Several methods admit decoupled or linearized solution at each step (e.g., correction for energy via scalar variable update), reducing computational cost relative to fully implicit or nonlinearized approaches (Liu et al., 2023, Li et al., 1 Feb 2026, Chen et al., 2024).

Recent works demonstrate frameworks unifying many of these methodologies under a general variational or projection-correction principle, enabling extensions to cross-diffusion, variable-mobility, nonlocal, high-order, and multiphysics systems, as well as arbitrary high-order time stepping and adaptivity (Fang et al., 2024, Huang, 2022, Li et al., 9 Jan 2026).

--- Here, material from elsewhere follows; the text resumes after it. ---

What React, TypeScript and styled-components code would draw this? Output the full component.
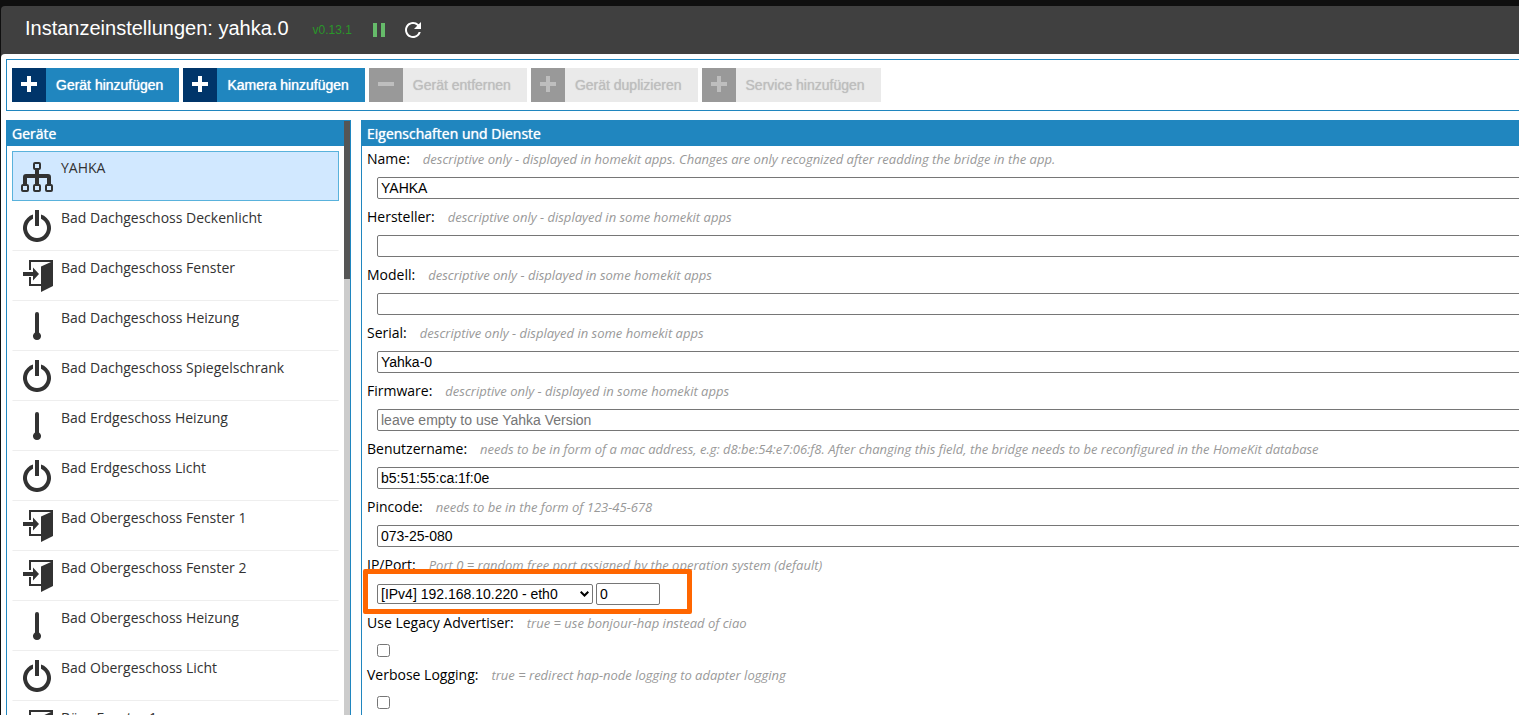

6. Outlook and Open Directions

While original-energy-dissipative schemes are now state-of-the-art for a large class of dissipative PDEs, several challenges and research directions remain:

• Construction and analysis of explicit or linearly-implicit high-order schemes (e.g., EERK) with provable unconditional energy stability is an active area, particularly for fourth and higher-order time discretizations (Liao et al., 2024).
• Rigorous analysis and extension to adaptive time stepping, variable coefficients, and fully discrete (space-time) error bounds, especially for coupled and multi-physics systems.
• Incorporation of further physical constraints—such as entropy inequalities, local positivity under complex boundary conditions, or positivity for systems with degenerate diffusion (Hu et al., 2021, Fang et al., 2024).
• Development of highly efficient solvers and scalable implementations for large, stiff, or singularly-perturbed systems with original energy-dissipative structure (Huang, 2022, Weng et al., 8 Jun 2025).

Original-energy-dissipative numerical methods are now a central element in the simulation of gradient flows, geometric PDEs, electrokinetics, multiphase fluid models, and beyond, enabling more robust, physically accurate, and theoretically justified computation of long-time nonlinear dynamics.